Rows from a dataset of pages and code:
◇ ◇ ◇ ◇ ◇ ◇ ◇

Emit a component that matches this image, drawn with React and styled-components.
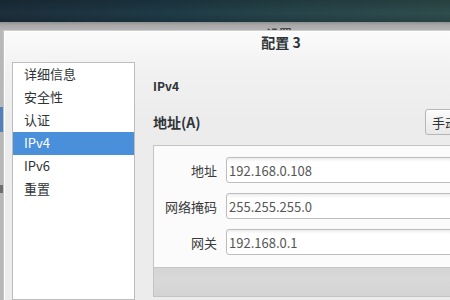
import React from "react";
import styled, { createGlobalStyle } from "styled-components";

const Global = createGlobalStyle`
  html, body { margin: 0; padding: 0; }
  body {
    width: 450px; height: 300px; overflow: hidden;
    font-family: "Noto Sans CJK SC", "DejaVu Sans", sans-serif;
    color: #2e3436;
  }
`;

const Screen = styled.div`
  width: 450px; height: 300px; overflow: hidden;
  display: flex; flex-direction: column;
  background: #bababa;
`;

const TopBand = styled.div`
  height: 22px; flex-shrink: 0;
  background:
    linear-gradient(180deg, rgba(0,0,0,0.18) 0%, rgba(0,0,0,0) 60%, rgba(0,0,0,0.15) 100%),
    linear-gradient(90deg, #1c2f3b 0%, #1e3a46 35%, #27454b 65%, #2f4d4d 100%);
`;

const ParentStrip = styled.div`
  height: 8px; flex-shrink: 0; overflow: hidden;
  display: flex; align-items: flex-start;
  padding-left: 266px;
  background: linear-gradient(180deg, #8f9090 0%, #a9a9a9 40%, #b3b3b3 100%);
`;

const ParentTitle = styled.span`
  display: block;
  margin-top: 5px;
  height: 3px; overflow: hidden;
  font-size: 13px; line-height: 13px; font-weight: 700;
  color: #4a4a4a; white-space: nowrap;
`;

const Body = styled.div`
  flex: 1; min-height: 0;
  display: flex; overflow: hidden;
`;

const LeftEdge = styled.div`
  width: 3px; flex-shrink: 0;
  display: flex; flex-direction: column;
  background: #b8b8b8;
`;

const EdgeGap = styled.div`
  height: ${(p) => p.$h}px; flex-shrink: 0;
`;

const EdgeMark = styled.div`
  height: ${(p) => p.$h}px; flex-shrink: 0;
  background: ${(p) => p.$c};
`;

const Dialog = styled.div`
  width: 554px; flex-shrink: 0;
  border-left: 1px solid #c2c2c2;
  border-top: 1px solid #cfcfcf;
  box-shadow: inset 1px 1px 0 #ffffff;
  background: linear-gradient(180deg, #fbfbfb 0%, #f1f1f1 40px, #ececec 90px, #ececec 100%);
  display: flex; flex-direction: column;
`;

const Title = styled.div`
  height: 23px; line-height: 22px;
  text-align: center;
  font-size: 14px; font-weight: 700; color: #2e3436;
`;

const Content = styled.div`
  flex: 1; margin-top: 8px;
  display: flex;
  padding: 0 9px 0 8px;
`;

const Sidebar = styled.div`
  width: 121px; flex-shrink: 0;
  border: 1px solid #bdbdbd;
  background: #ffffff;
  display: flex; flex-direction: column;
`;

const SideItem = styled.div`
  height: 23px; line-height: 22px;
  padding-left: 11px;
  font-size: 13px;
  color: ${(p) => (p.$active ? "#ffffff" : "#2e3436")};
  background: ${(p) => (p.$active ? "#4a8fd9" : "transparent")};
`;

const Main = styled.div`
  flex: 1; margin-left: 18px;
  display: flex; flex-direction: column;
`;

const SectionHead = styled.div`
  margin-top: 16px;
  height: 16px; line-height: 16px;
  font-size: 12px; font-weight: 700; color: #2e3436;
`;

const MethodRow = styled.div`
  margin-top: 15px;
  height: 26px;
  display: flex; align-items: center; justify-content: space-between;
`;

const MethodLabel = styled.div`
  font-size: 14px; font-weight: 700; color: #2e3436;
`;

const ComboButton = styled.div`
  width: 108px; height: 24px;
  border: 1px solid #b6b6b6; border-radius: 3px;
  background: linear-gradient(180deg, #fbfbfb 0%, #e8e8e8 100%);
  box-shadow: inset 0 1px 0 #ffffff;
  display: flex; align-items: center; justify-content: space-between;
  padding: 0 8px 0 6px;
  font-size: 13px; color: #2e3436;
`;

const Panel = styled.div`
  margin-top: 10px;
  border: 1px solid #c4c4c4;
  background: #fbfbfb;
  display: flex; flex-direction: column;
`;

const Form = styled.div`
  padding: 11px 0 12px 0;
  display: flex; flex-direction: column; gap: 10px;
`;

const FieldRow = styled.div`
  display: grid;
  grid-template-columns: 63px 1fr;
  column-gap: 9px;
  align-items: center;
  padding-right: 10px;
`;

const FieldLabel = styled.label`
  text-align: right;
  font-size: 13px; color: #3a3a3a;
  white-space: nowrap;
`;

const FieldInput = styled.input`
  box-sizing: border-box;
  height: 26px; width: 100%;
  border: 1px solid #bdbdbd; border-radius: 3px;
  background: linear-gradient(180deg, #ececec 0px, #ffffff 4px, #ffffff 100%);
  padding: 0 2px;
  font-family: "Noto Sans CJK SC", "DejaVu Sans", sans-serif;
  font-size: 13px; color: #555555;
  outline: none;
`;

const ToolBar = styled.div`
  height: 28px;
  border-top: 1px solid #c6c6c6;
  background: linear-gradient(180deg, #d4d4d4 0%, #d9d9d9 40%, #d3d3d3 100%);
`;

const sideItems = ["详细信息", "安全性", "认证", "IPv4", "IPv6", "重置"];
const fields = [
  ["地址", "192.168.0.108"],
  ["网络掩码", "255.255.255.0"],
  ["网关", "192.168.0.1"],
];

export default function App() {
  return (
    <>
      <Global />
      <Screen>
        <TopBand />
        <ParentStrip>
          <ParentTitle>设置</ParentTitle>
        </ParentStrip>
        <Body>
          <LeftEdge>
            <EdgeGap $h={77} />
            <EdgeMark $h={25} $c="#4f82bd" />
            <EdgeGap $h={53} />
            <EdgeMark $h={8} $c="#6e6e6e" />
          </LeftEdge>
          <Dialog>
            <Title>配置 3</Title>
            <Content>
              <Sidebar>
                {sideItems.map((s) => (
                  <SideItem key={s} $active={s === "IPv4"}>
                    {s}
                  </SideItem>
                ))}
              </Sidebar>
              <Main>
                <SectionHead>IPv4</SectionHead>
                <MethodRow>
                  <MethodLabel>地址(A)</MethodLabel>
                  <ComboButton>
                    <span>手动</span>
                    <svg width="8" height="5" viewBox="0 0 8 5">
                      <path d="M0 0 L8 0 L4 5 Z" fill="#555" />
                    </svg>
                  </ComboButton>
                </MethodRow>
                <Panel>
                  <Form>
                    {fields.map(([l, v]) => (
                      <FieldRow key={l}>
                        <FieldLabel>{l}</FieldLabel>
                        <FieldInput readOnly value={v} />
                      </FieldRow>
                    ))}
                  </Form>
                  <ToolBar />
                </Panel>
              </Main>
            </Content>
          </Dialog>
        </Body>
      </Screen>
    </>
  );
}
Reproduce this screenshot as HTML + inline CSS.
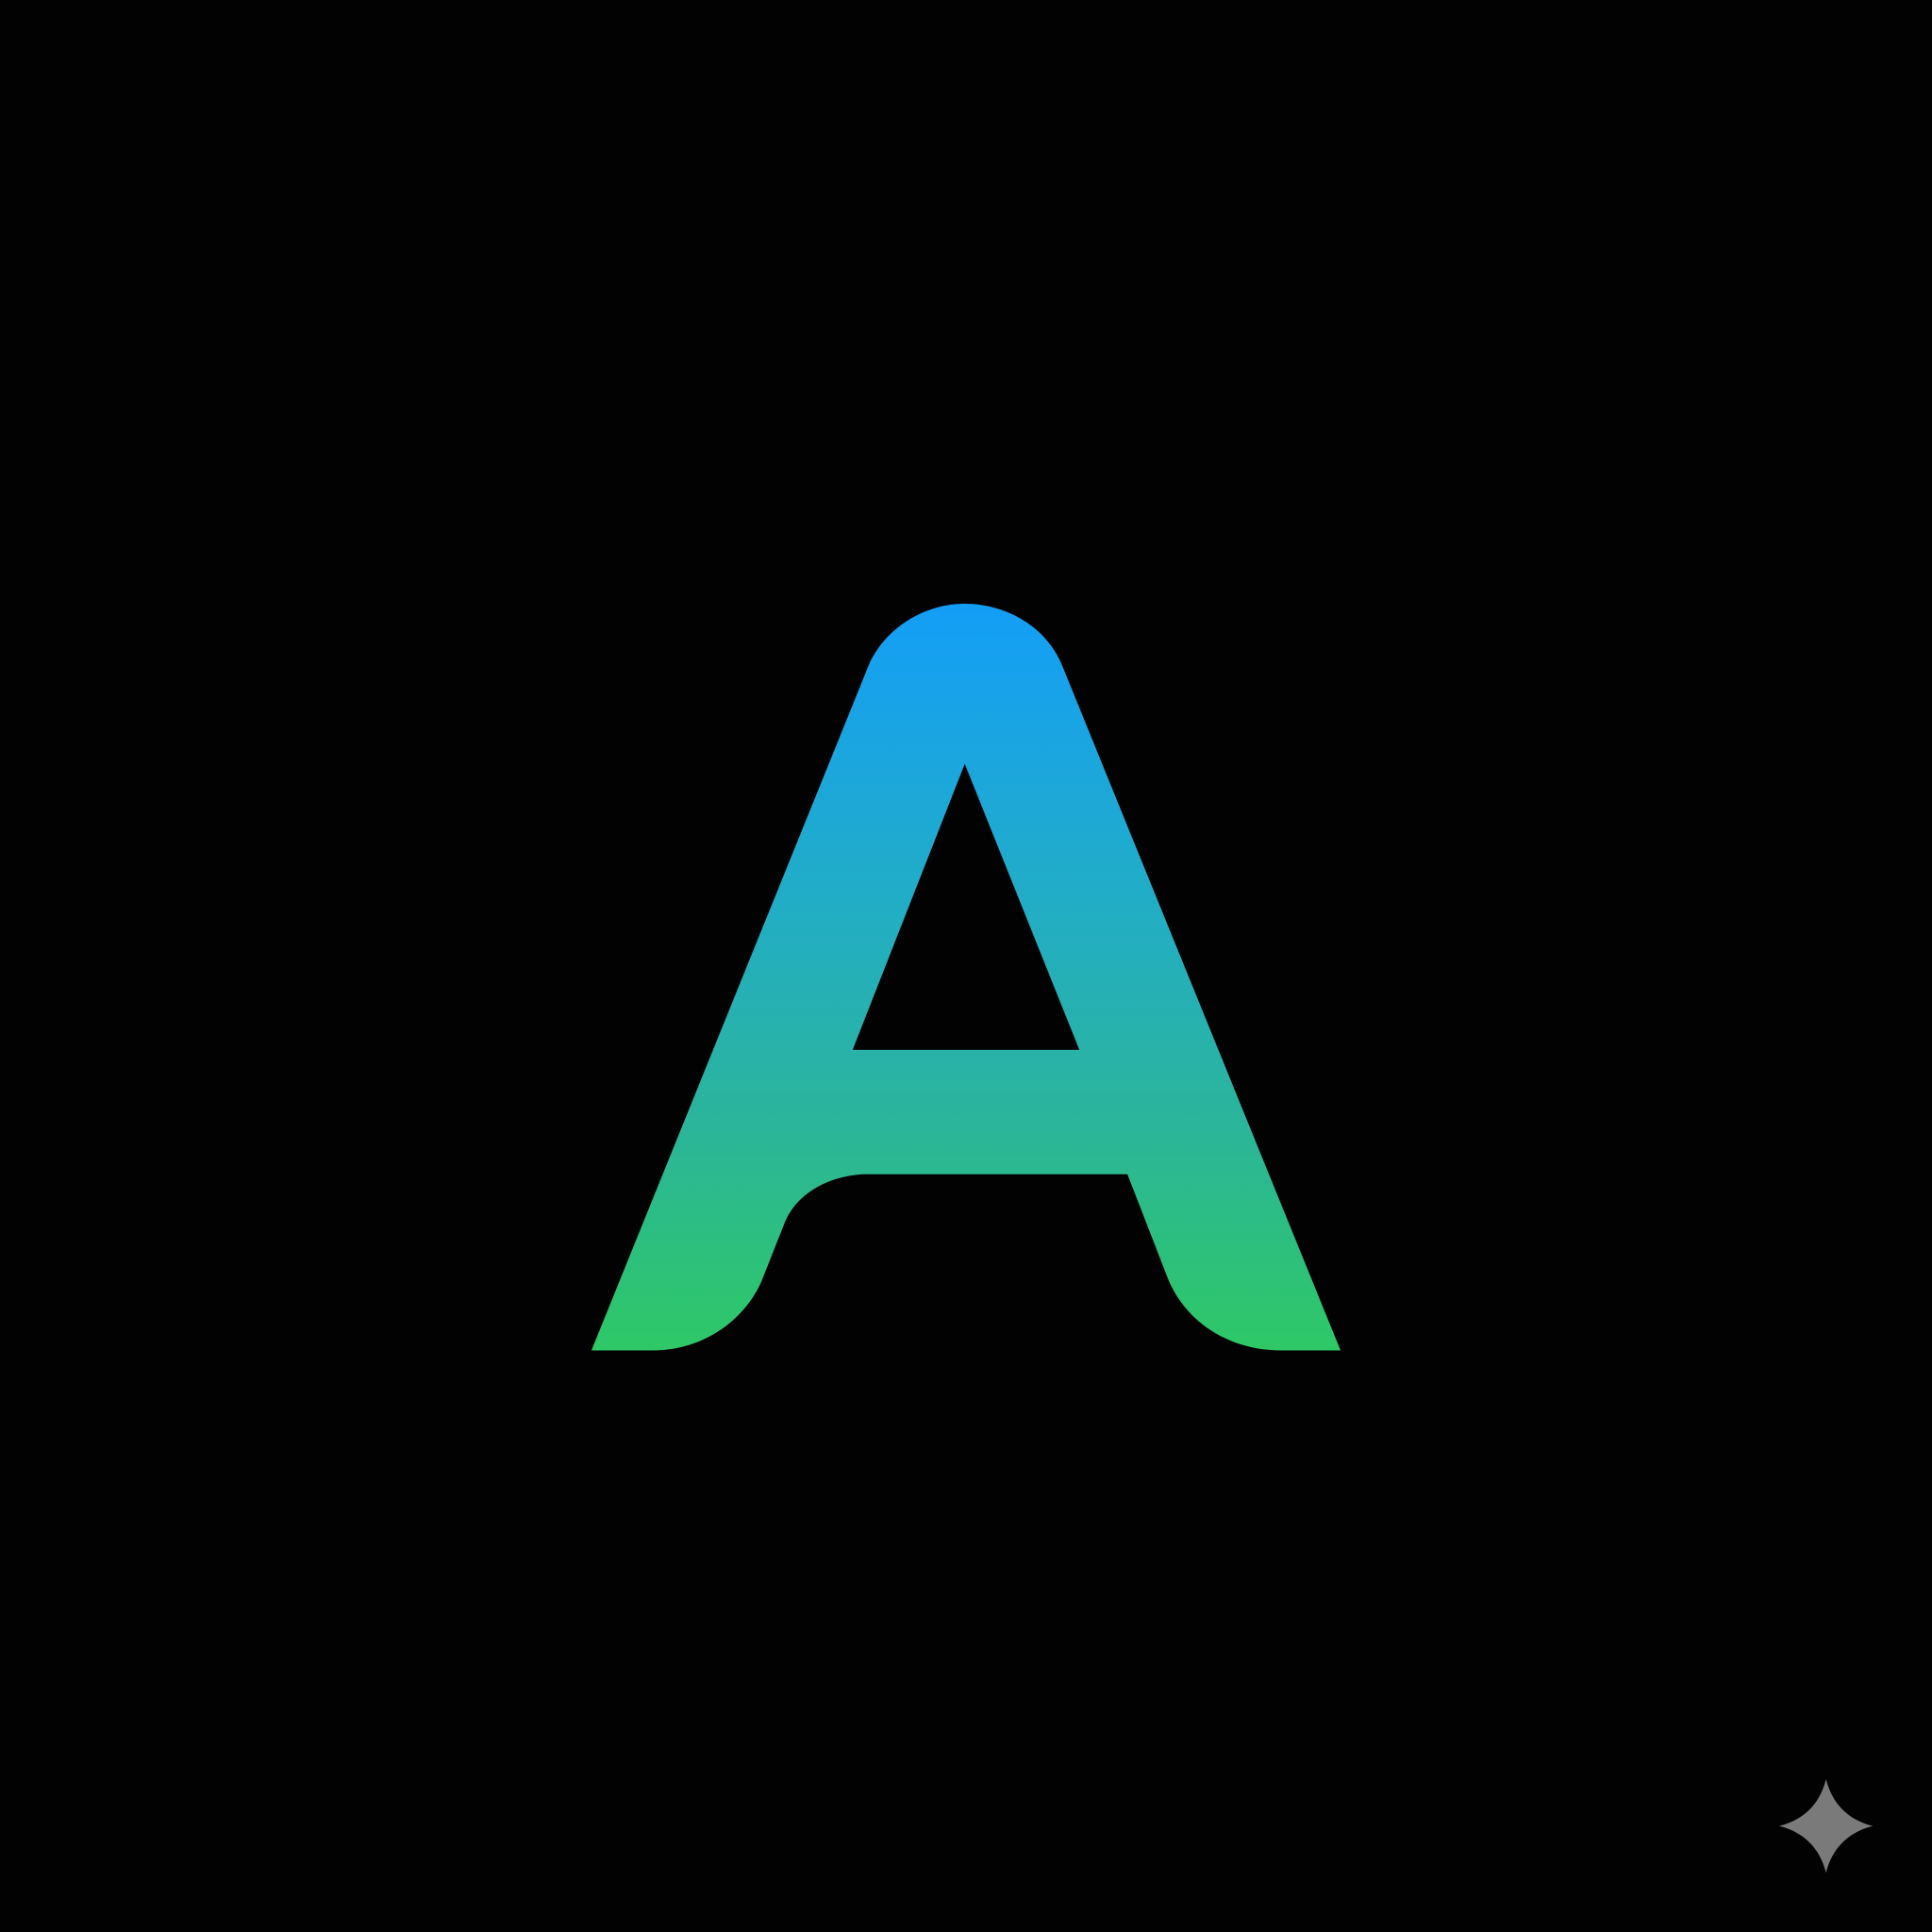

◇ ◇ ◇ ◇ ◇ ◇ ◇

▸ WORK TO DO:
Retype each entry precisely. Skip images entirely.

▸ EXPECTED ANSWER:
Emit a component that matches this image, drawn with React and styled-components.
import React from "react";
import styled, { createGlobalStyle } from "styled-components";

const Global = createGlobalStyle`
  html, body { margin: 0; padding: 0; }
  body {
    width: 450px; height: 300px; overflow: hidden;
    font-family: "Noto Sans CJK SC", "DejaVu Sans", sans-serif;
    color: #2e3436;
  }
`;

const Screen = styled.div`
  width: 450px; height: 300px; overflow: hidden;
  display: flex; flex-direction: column;
  background: #bababa;
`;

const TopBand = styled.div`
  height: 22px; flex-shrink: 0;
  background:
    linear-gradient(180deg, rgba(0,0,0,0.18) 0%, rgba(0,0,0,0) 60%, rgba(0,0,0,0.15) 100%),
    linear-gradient(90deg, #1c2f3b 0%, #1e3a46 35%, #27454b 65%, #2f4d4d 100%);
`;

const ParentStrip = styled.div`
  height: 8px; flex-shrink: 0; overflow: hidden;
  display: flex; align-items: flex-start;
  padding-left: 266px;
  background: linear-gradient(180deg, #8f9090 0%, #a9a9a9 40%, #b3b3b3 100%);
`;

const ParentTitle = styled.span`
  display: block;
  margin-top: 5px;
  height: 3px; overflow: hidden;
  font-size: 13px; line-height: 13px; font-weight: 700;
  color: #4a4a4a; white-space: nowrap;
`;

const Body = styled.div`
  flex: 1; min-height: 0;
  display: flex; overflow: hidden;
`;

const LeftEdge = styled.div`
  width: 3px; flex-shrink: 0;
  display: flex; flex-direction: column;
  background: #b8b8b8;
`;

const EdgeGap = styled.div`
  height: ${(p) => p.$h}px; flex-shrink: 0;
`;

const EdgeMark = styled.div`
  height: ${(p) => p.$h}px; flex-shrink: 0;
  background: ${(p) => p.$c};
`;

const Dialog = styled.div`
  width: 554px; flex-shrink: 0;
  border-left: 1px solid #c2c2c2;
  border-top: 1px solid #cfcfcf;
  box-shadow: inset 1px 1px 0 #ffffff;
  background: linear-gradient(180deg, #fbfbfb 0%, #f1f1f1 40px, #ececec 90px, #ececec 100%);
  display: flex; flex-direction: column;
`;

const Title = styled.div`
  height: 23px; line-height: 22px;
  text-align: center;
  font-size: 14px; font-weight: 700; color: #2e3436;
`;

const Content = styled.div`
  flex: 1; margin-top: 8px;
  display: flex;
  padding: 0 9px 0 8px;
`;

const Sidebar = styled.div`
  width: 121px; flex-shrink: 0;
  border: 1px solid #bdbdbd;
  background: #ffffff;
  display: flex; flex-direction: column;
`;

const SideItem = styled.div`
  height: 23px; line-height: 22px;
  padding-left: 11px;
  font-size: 13px;
  color: ${(p) => (p.$active ? "#ffffff" : "#2e3436")};
  background: ${(p) => (p.$active ? "#4a8fd9" : "transparent")};
`;

const Main = styled.div`
  flex: 1; margin-left: 18px;
  display: flex; flex-direction: column;
`;

const SectionHead = styled.div`
  margin-top: 16px;
  height: 16px; line-height: 16px;
  font-size: 12px; font-weight: 700; color: #2e3436;
`;

const MethodRow = styled.div`
  margin-top: 15px;
  height: 26px;
  display: flex; align-items: center; justify-content: space-between;
`;

const MethodLabel = styled.div`
  font-size: 14px; font-weight: 700; color: #2e3436;
`;

const ComboButton = styled.div`
  width: 108px; height: 24px;
  border: 1px solid #b6b6b6; border-radius: 3px;
  background: linear-gradient(180deg, #fbfbfb 0%, #e8e8e8 100%);
  box-shadow: inset 0 1px 0 #ffffff;
  display: flex; align-items: center; justify-content: space-between;
  padding: 0 8px 0 6px;
  font-size: 13px; color: #2e3436;
`;

const Panel = styled.div`
  margin-top: 10px;
  border: 1px solid #c4c4c4;
  background: #fbfbfb;
  display: flex; flex-direction: column;
`;

const Form = styled.div`
  padding: 11px 0 12px 0;
  display: flex; flex-direction: column; gap: 10px;
`;

const FieldRow = styled.div`
  display: grid;
  grid-template-columns: 63px 1fr;
  column-gap: 9px;
  align-items: center;
  padding-right: 10px;
`;

const FieldLabel = styled.label`
  text-align: right;
  font-size: 13px; color: #3a3a3a;
  white-space: nowrap;
`;

const FieldInput = styled.input`
  box-sizing: border-box;
  height: 26px; width: 100%;
  border: 1px solid #bdbdbd; border-radius: 3px;
  background: linear-gradient(180deg, #ececec 0px, #ffffff 4px, #ffffff 100%);
  padding: 0 2px;
  font-family: "Noto Sans CJK SC", "DejaVu Sans", sans-serif;
  font-size: 13px; color: #555555;
  outline: none;
`;

const ToolBar = styled.div`
  height: 28px;
  border-top: 1px solid #c6c6c6;
  background: linear-gradient(180deg, #d4d4d4 0%, #d9d9d9 40%, #d3d3d3 100%);
`;

const sideItems = ["详细信息", "安全性", "认证", "IPv4", "IPv6", "重置"];
const fields = [
  ["地址", "192.168.0.108"],
  ["网络掩码", "255.255.255.0"],
  ["网关", "192.168.0.1"],
];

export default function App() {
  return (
    <>
      <Global />
      <Screen>
        <TopBand />
        <ParentStrip>
          <ParentTitle>设置</ParentTitle>
        </ParentStrip>
        <Body>
          <LeftEdge>
            <EdgeGap $h={77} />
            <EdgeMark $h={25} $c="#4f82bd" />
            <EdgeGap $h={53} />
            <EdgeMark $h={8} $c="#6e6e6e" />
          </LeftEdge>
          <Dialog>
            <Title>配置 3</Title>
            <Content>
              <Sidebar>
                {sideItems.map((s) => (
                  <SideItem key={s} $active={s === "IPv4"}>
                    {s}
                  </SideItem>
                ))}
              </Sidebar>
              <Main>
                <SectionHead>IPv4</SectionHead>
                <MethodRow>
                  <MethodLabel>地址(A)</MethodLabel>
                  <ComboButton>
                    <span>手动</span>
                    <svg width="8" height="5" viewBox="0 0 8 5">
                      <path d="M0 0 L8 0 L4 5 Z" fill="#555" />
                    </svg>
                  </ComboButton>
                </MethodRow>
                <Panel>
                  <Form>
                    {fields.map(([l, v]) => (
                      <FieldRow key={l}>
                        <FieldLabel>{l}</FieldLabel>
                        <FieldInput readOnly value={v} />
                      </FieldRow>
                    ))}
                  </Form>
                  <ToolBar />
                </Panel>
              </Main>
            </Content>
          </Dialog>
        </Body>
      </Screen>
    </>
  );
}
Reproduce this screenshot as HTML + inline CSS.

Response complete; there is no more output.